The Department of Finance pulled no punches. State pensions, child benefit and the wages of 300,000 public sector workers would be slashed by one-third if we abandoned the EU-IMF bailout deal, it said.
Which of course is alarmist rubbish. It's true that government spending would have to be cut by as much as one-third if we don't raise taxes. But there is so much waste and overpayment in government spending that the correction should be possible without going near sensitive areas like old age pensions if we raise taxes a little.
As for child benefit, it should have been means tested years ago.

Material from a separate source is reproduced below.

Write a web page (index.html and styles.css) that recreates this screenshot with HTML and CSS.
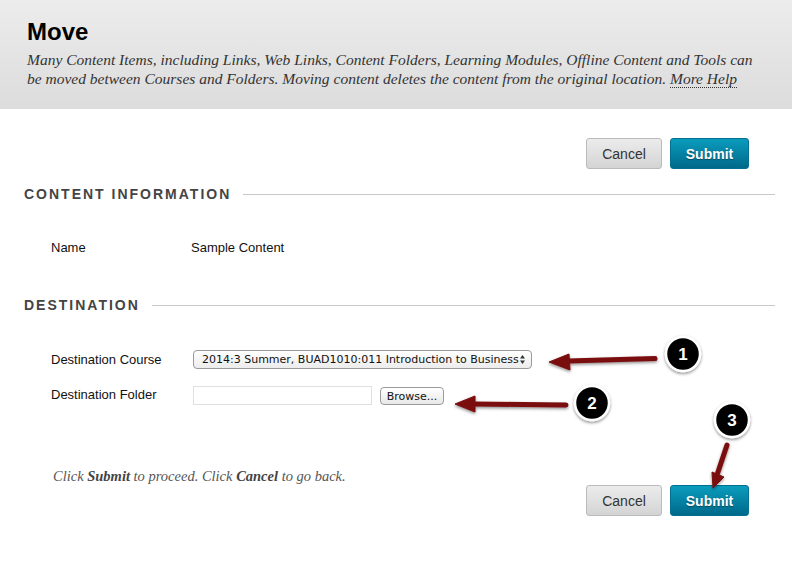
FILE: index.html
```html
<!DOCTYPE html>
<html lang="en">
<head>
<meta charset="utf-8">
<title>Move</title>
<link rel="stylesheet" href="styles.css">
</head>
<body>
<div class="page">
  <header class="page-header">
    <h1 class="title">Move</h1>
    <p class="intro">Many Content Items, including Links, Web Links, Content Folders, Learning Modules, Offline Content and Tools can<br>be moved between Courses and Folders. Moving content deletes the content from the original location. <a class="help">More Help</a></p>
  </header>
  <div class="actions actions-top">
    <button class="btn btn-cancel">Cancel</button>
    <button class="btn btn-submit">Submit</button>
  </div>
  <section class="section section-info">
    <div class="section-head"><h2 class="section-title">CONTENT INFORMATION</h2><span class="rule"></span></div>
    <div class="row row-name"><span class="label">Name</span><span class="value">Sample Content</span></div>
  </section>
  <section class="section section-dest">
    <div class="section-head"><h2 class="section-title">DESTINATION</h2><span class="rule"></span></div>
    <div class="row row-course">
      <span class="label">Destination Course</span>
      <div class="select"><span class="select-text">2014:3 Summer, BUAD1010:011 Introduction to Business</span>
        <svg class="select-caret" width="7" height="11" viewBox="0 0 7 11"><path d="M3.5 1 6 4.4H1zM3.5 10 1 6.6h5z" fill="#333"/></svg>
      </div>
    </div>
    <div class="row row-folder">
      <span class="label">Destination Folder</span>
      <div class="text-input"></div>
      <button class="browse">Browse...</button>
    </div>
  </section>
  <div class="footer-row">
    <p class="hint">Click <b>Submit</b> to proceed. Click <b>Cancel</b> to go back.</p>
    <div class="actions actions-bottom">
      <button class="btn btn-cancel">Cancel</button>
      <button class="btn btn-submit">Submit</button>
    </div>
  </div>
  <svg class="annotations" width="792" height="561" viewBox="0 0 792 561">
    <defs>
      <filter id="sh" x="-30%" y="-30%" width="160%" height="160%"><feDropShadow dx="0" dy="1.5" stdDeviation="1.5" flood-color="#000" flood-opacity=".45"/></filter>
    </defs>
    <g filter="url(#sh)" fill="#7a0c10" stroke="#7a0c10">
      <path d="M568 361 L655 358.5" stroke-width="5" stroke-linecap="round" fill="none"/>
      <path d="M549 362 L569 354 L570 370 Z" stroke-width="1"/>
      <path d="M472 404 L566 405" stroke-width="5" stroke-linecap="round" fill="none"/>
      <path d="M455 404 L475 396 L475 412 Z" stroke-width="1"/>
      <path d="M727 445 L717 475" stroke-width="5" stroke-linecap="round" fill="none"/>
      <path d="M713 488 L712 472 L724 477 Z" stroke-width="1"/>
    </g>
    <g class="badge">
      <circle cx="683" cy="354" r="17" fill="#000" stroke="#fff" stroke-width="2.5" filter="url(#sh)"/>
      <text x="683" y="360" text-anchor="middle">1</text>
      <circle cx="592" cy="403" r="17" fill="#000" stroke="#fff" stroke-width="2.5" filter="url(#sh)"/>
      <text x="592" y="409" text-anchor="middle">2</text>
      <circle cx="732" cy="420" r="17" fill="#000" stroke="#fff" stroke-width="2.5" filter="url(#sh)"/>
      <text x="732" y="426" text-anchor="middle">3</text>
    </g>
  </svg>
</div>
</body>
</html>
```
FILE: styles.css
```css
* { box-sizing: border-box; }
html, body { margin: 0; padding: 0; background: #fff; }
.page { position: relative; width: 792px; height: 561px; overflow: hidden; font-family: "Liberation Sans", Arial, sans-serif; color: #111; }

.page-header { height: 109px; padding: 18px 27px 0; background: linear-gradient(#ececec, #dcdcdc); }
.title { margin: 0; font-size: 24px; line-height: 27px; font-weight: 700; color: #000; }
.intro { margin: 5px 0 0; font-family: "Liberation Serif", serif; font-style: italic; font-size: 15.5px; line-height: 19px; color: #333; white-space: nowrap; }
.help { border-bottom: 1px dotted #333; }

.actions { display: flex; justify-content: flex-end; gap: 8px; }
.actions-top { margin-top: 29px; padding-right: 43px; }
.btn { height: 31px; border-radius: 3px; font-family: "Liberation Sans", Arial, sans-serif; font-size: 14px; padding: 0; }
.btn-cancel { width: 76px; color: #333; background: linear-gradient(#ececec, #d4d4d4); border: 1px solid #bbb; }
.btn-submit { width: 79px; color: #fff; font-weight: 700; text-shadow: 0 1px 1px rgba(0,0,0,.4); background: linear-gradient(#0a9cbd, #00698a); border: 1px solid #04708f; }

.section { padding-left: 24px; padding-right: 17px; }
.section-info { margin-top: 16px; }
.section-dest { margin-top: 40px; }
.section-head { display: flex; align-items: center; gap: 12px; height: 18px; }
.section-title { margin: 0; font-size: 14px; line-height: 18px; font-weight: 700; letter-spacing: 2px; color: #444; white-space: nowrap; }
.rule { flex: 1; height: 1px; background: #c8c8c8; }

.row { display: flex; padding-left: 27px; font-size: 13px; line-height: 16px; color: #111; }
.row-name { margin-top: 37px; }
.label { width: 140px; flex: none; }
.row-course { margin-top: 38px; }
.row-folder { margin-top: 18px; }

.select { display: flex; align-items: center; justify-content: space-between; margin-left: 2px; margin-top: -2px; width: 339px; height: 19px; padding: 0 5px 0 8px; border: 1px solid #9a9a9a; border-radius: 4px; background: linear-gradient(#fff, #ececec); font-family: "DejaVu Sans", sans-serif; font-size: 11px; white-space: nowrap; }
.text-input { margin-left: 2px; margin-top: -1px; width: 179px; height: 19px; border: 1px solid #e0e0e0; background: #fff; }
.browse { margin-left: 8px; width: 64px; height: 18px; padding: 0; border: 1px solid #9a9a9a; border-radius: 4px; background: linear-gradient(#fff, #e8e8e8); font-family: "DejaVu Sans", sans-serif; font-size: 11px; color: #111; }

.footer-row { position: relative; display: flex; justify-content: space-between; padding: 0 43px 0 53px; margin-top: 62px; }
.hint { margin: 0; font-family: "Liberation Serif", serif; font-style: italic; font-size: 14.5px; line-height: 18px; color: #555; white-space: nowrap; }
.hint b { color: #444; }
.actions-bottom { margin-top: 18px; }

.annotations { position: absolute; left: 0; top: 0; pointer-events: none; }
.badge text { font-family: "Liberation Sans", Arial, sans-serif; font-weight: 700; font-size: 17px; fill: #fff; }
```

And as for the wages of state workers, the Central Statistics Office here in March of this year released figures showing that Irish state workers earn an average of €912 a week compared with state workers in the U.K. who earn an average of €634 a week, and compared with Irish private sector workers (the real economy) where people earned an average €625 a week.
And don't start me about all those directors and managers and consultants and PR minders, and all the rest of the vast overpaid top layer on the state payroll both directly in the state service and in semi-state organizations. And all the doctors and lawyers and all the rest of the professionals who make a fortune supplying overpriced services to the state and raising the cost of living for the rest of us.
We can make the cuts and still afford pensions and welfare for those who really need it. We can shed all the rest of the Celtic Tiger fat.
Kelly is right. We should just get on with it and tell the ECB guys to take a hike.